Lyrical dance demands footwear that disappears during performance—supportive enough to prevent injury, invisible enough not to interrupt a line. Unlike ballet, with its rigid structure, or jazz, with its hard-soled precision, lyrical dance occupies a middle ground where flexibility, expression, and technical control must coexist. The wrong shoe can break a turn, dull a transition, or pull focus from your storytelling. The right one becomes an extension of your foot.

This guide moves beyond generic advice to give you actionable, expert-level guidance on choosing, fitting, and maintaining lyrical dance footwear.

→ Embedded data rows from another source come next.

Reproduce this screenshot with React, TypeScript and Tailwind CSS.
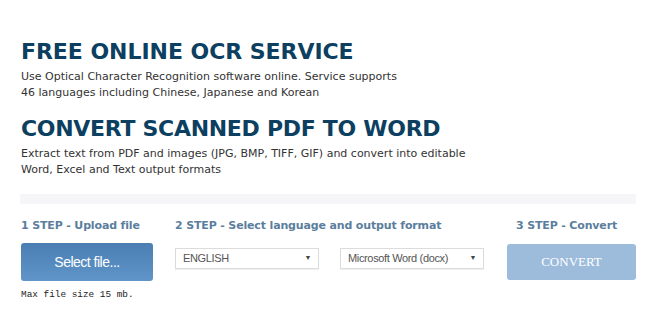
import React from 'react';

// Página de OCR: título, descrição e os três passos
const verdana = { fontFamily: 'Verdana, "DejaVu Sans", sans-serif' };

const Select: React.FC<{ label: string }> = ({ label }) => (
  <div className="flex h-[21px] w-[144px] items-center justify-between border border-[#dcdcdc] bg-white pl-[7px] pr-[7px] text-[11px] tracking-[-0.35px] text-[#555] shadow-[0_1px_1px_rgba(0,0,0,0.06)] [font-family:'Liberation_Sans',Arial,sans-serif]">
    <span>{label}</span>
    <span className="text-[7px] text-[#444]">▼</span>
  </div>
);

const App: React.FC = () => {
  return (
    <div className="h-[314px] w-[670px] overflow-hidden bg-white pl-[21px] pt-[38px]" style={verdana}>
      <h1 className="text-[22px] font-bold leading-[28px] tracking-[-0.05px] text-[#0c3f60]">FREE ONLINE OCR SERVICE</h1>
      <p className="mt-[3px] text-[11px] leading-[16px] text-[#333]">
        Use Optical Character Recognition software online. Service supports
        <br />
        46 languages including Chinese, Japanese and Korean
      </p>

      <h2 className="mt-[14px] text-[22px] font-bold leading-[28px] tracking-[-0.3px] text-[#0c3f60]">CONVERT SCANNED PDF TO WORD</h2>
      <p className="mt-[3px] text-[11px] leading-[16px] text-[#333]">
        Extract text from PDF and images (JPG, BMP, TIFF, GIF) and convert into editable
        <br />
        Word, Excel and Text output formats
      </p>

      <div className="mt-[16px] ml-[-1px] h-[10px] w-[616px] bg-[#f6f6f9]" />

      {/* Passos */}
      <div className="mt-[14px] flex gap-[22px]">
        <div className="flex w-[132px] flex-col">
          <div className="whitespace-nowrap text-[11px] font-bold leading-[16px] tracking-[-0.15px] text-[#5b7e9d]">1 STEP - Upload file</div>
          <button className="mt-[9px] h-[38px] w-[132px] rounded-[3px] bg-gradient-to-b from-[#4b7fb3] to-[#5f95c9] text-[14px] tracking-[-0.5px] text-white [font-family:'Liberation_Sans',Arial,sans-serif]">
            Select file...
          </button>
          <div className="mt-[8px] whitespace-nowrap text-[9.4px] leading-[12px] text-[#222] [font-family:'Liberation_Mono','Courier_New',monospace]">Max file size 15 mb.</div>
        </div>

        <div className="flex w-[310px] flex-col">
          <div className="whitespace-nowrap text-[11px] font-bold leading-[16px] tracking-[-0.15px] text-[#5b7e9d]">2 STEP - Select language and output format</div>
          <div className="mt-[14px] flex gap-[21px]">
            <Select label="ENGLISH" />
            <Select label="Microsoft Word (docx)" />
          </div>
        </div>

        <div className="flex w-[129px] flex-col items-center">
          <div className="whitespace-nowrap pr-[10px] text-[11px] font-bold leading-[16px] tracking-[-0.15px] text-[#5b7e9d]">3 STEP - Convert</div>
          <button className="mt-[10px] h-[36px] w-[129px] rounded-[3px] bg-[#9dbcdb] text-[13px] text-white [font-family:'Liberation_Serif','Times_New_Roman',serif]">
            CONVERT
          </button>
        </div>
      </div>
    </div>
  );
};

export default App;
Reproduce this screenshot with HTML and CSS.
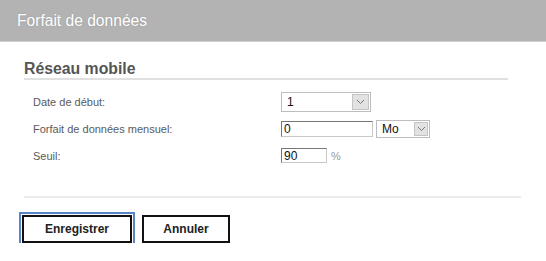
FILE: index.html
```html
<!DOCTYPE html>
<html lang="fr">
<head>
  <meta charset="UTF-8">
  <meta name="viewport" content="width=device-width, initial-scale=1.0">
  <title>Forfait de données</title>
  <link rel="stylesheet" href="styles.css">
</head>
<body>
  <div class="header">Forfait de données</div>

  <div class="section">
    <h2>Réseau mobile</h2>

    <div class="form">
      <div class="row">
        <label>Date de début:</label>
        <div class="select select-day">
          <span class="value">1</span>
          <span class="arrow">
            <svg width="9" height="6" viewBox="0 0 9 6"><path d="M1 1 L4.5 4.5 L8 1" fill="none" stroke="#777" stroke-width="1"/></svg>
          </span>
        </div>
      </div>

      <div class="row">
        <label>Forfait de données mensuel:</label>
        <input class="field field-wide" type="text" value="0">
        <div class="select select-unit">
          <span class="value">Mo</span>
          <span class="arrow">
            <svg width="9" height="6" viewBox="0 0 9 6"><path d="M1 1 L4.5 4.5 L8 1" fill="none" stroke="#777" stroke-width="1"/></svg>
          </span>
        </div>
      </div>

      <div class="row">
        <label>Seuil:</label>
        <input class="field field-small" type="text" value="90">
        <span class="unit">%</span>
      </div>
    </div>

    <div class="separator"></div>
  </div>

  <div class="buttons">
    <button class="button focused">Enregistrer</button>
    <button class="button">Annuler</button>
  </div>
</body>
</html>
```

FILE: styles.css
```css
body {
  margin: 0;
  padding: 0;
  background: white;
  font-family: "Liberation Sans", Arial, sans-serif;
  color: #555;
}

.header {
  height: 41px;
  line-height: 41px;
  padding-left: 17px;
  background-color: #b3b3b3;
  border-bottom: 1px solid #cfcfcf;
  color: white;
  font-size: 15.6px;
  text-shadow: 0 0 2px rgba(0, 0, 0, 0.15);
}

.section {
  padding-left: 24px;
}

h2 {
  width: 484px;
  margin: 18px 0 0 0;
  font-size: 15.8px;
  line-height: 18px;
  color: #555;
  border-bottom: 2px solid #e0e0e0;
}

.form {
  margin-top: 8px;
  padding-left: 9px;
}

.row {
  display: flex;
  align-items: center;
  height: 27px;
}

.row label {
  width: 248px;
  font-size: 11px;
  color: #5a5a5a;
}

.select {
  display: flex;
  align-items: stretch;
  box-sizing: border-box;
  border: 1px solid #bdbdbd;
  background: white;
  font-size: 12px;
  color: #111;
}

.select .value {
  flex: 1;
  display: flex;
  align-items: center;
  padding-left: 5px;
}

.select .arrow {
  display: flex;
  align-items: center;
  justify-content: center;
  width: 15px;
  margin: 1px;
  background: #e2e2e2;
  border: 1px solid #c4c4c4;
}

.select-day {
  width: 90px;
  height: 20px;
}

.select-unit {
  width: 54px;
  height: 18px;
  margin-left: 3px;
}

.select-unit .arrow {
  width: 12px;
}

.field {
  box-sizing: border-box;
  margin: 0;
  padding: 0 2px;
  border: 1px solid;
  border-color: #777 #c8c8c8 #c8c8c8 #777;
  font-family: "Liberation Sans", Arial, sans-serif;
  font-size: 12px;
  color: #111;
  background: white;
  outline: none;
}

.field-wide {
  width: 92px;
  height: 16px;
}

.field-small {
  width: 46px;
  height: 15px;
}

.unit {
  margin-left: 4px;
  font-size: 11px;
  color: #999;
}

.separator {
  width: 497px;
  height: 2px;
  margin-top: 27px;
  background: #ebebeb;
}

.buttons {
  display: flex;
  gap: 10px;
  padding-left: 22px;
  margin-top: 17px;
}

.button {
  box-sizing: border-box;
  height: 28px;
  padding: 0;
  background: white;
  border: 2px solid #111;
  font-family: "Liberation Sans", Arial, sans-serif;
  font-size: 12px;
  font-weight: bold;
  color: #222;
  cursor: pointer;
}

.button:first-child {
  width: 110px;
}

.button:last-child {
  width: 88px;
}

.focused {
  outline: 2px solid #5a84c8;
  outline-offset: 1px;
}
```
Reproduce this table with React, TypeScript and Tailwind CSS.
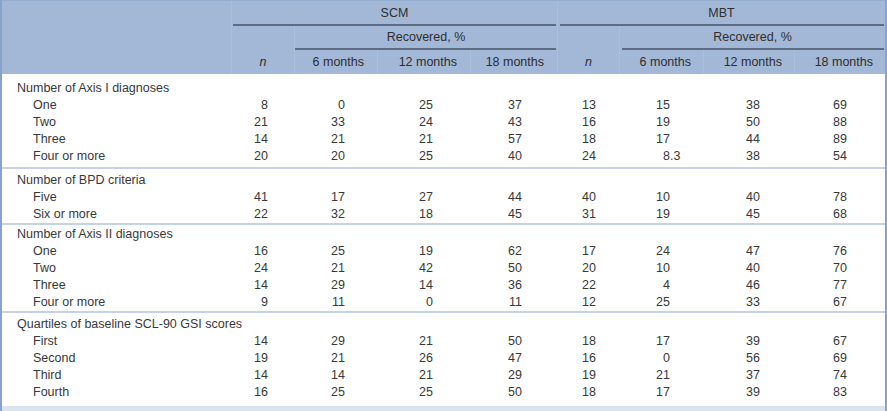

What Makes Lyrical Footwear Different

Lyrical shoes are not simply stripped-down ballet slippers or softer jazz shoes. They serve a distinct purpose: to protect the foot while preserving the aesthetic of bare skin against the floor.

Dance Style Typical Footwear Key Difference from Lyrical
Ballet Canvas or leather slippers, pointe shoes Structured soles, uniform appearance, less arch visibility
Jazz Jazz shoes, sneakers, or character heels Harder soles, more ankle support, audible footwork
Contemporary Often barefoot, socks, or foot undies Less protection, minimal grip, higher injury risk on certain floors
Lyrical Barefoot shoes, sandals, slippers Balanced grip, arch exposure, floor connection, light protection

The best lyrical shoes must handle pivots, controlled slides, and quick directional changes without bunching, twisting, or squeaking.


How to Evaluate a Lyrical Dance Shoe

Before buying, test every shoe against these four criteria:

Flexibility

  • Bend the shoe in your hands. It should fold easily at the ball of the foot.
  • Walk or mark through a lyrical combination. Stiffness anywhere along the sole will fight your pointing and flexing.

Comfort

  • Shop late in the day when feet are slightly swollen.
  • Stand in relevé (on the balls of your feet) to test whether the shoe pinches at the toes or gaps at the heel.
  • There should be no pressure points, seams, or elastic edges digging into your skin.

Support

  • Lyrical shoes are intentionally minimal, but they should not feel flimsy.
  • Check that arch bands or straps stay in place without cutting off circulation.
  • If you have high arches or previous ankle injuries, prioritize styles with wider straps or light compression.

Grip

  • Test on the actual flooring you use most (Marley, wood, sprung floor, or tile).
  • Too much grip strains knees during turns. Too little risks slipping on leaps and extensions.
  • Suede soles generally offer the best controlled slide; rubber can be sticky; leather falls in between.

Shoe Types Decoded: Which One Fits Your Needs?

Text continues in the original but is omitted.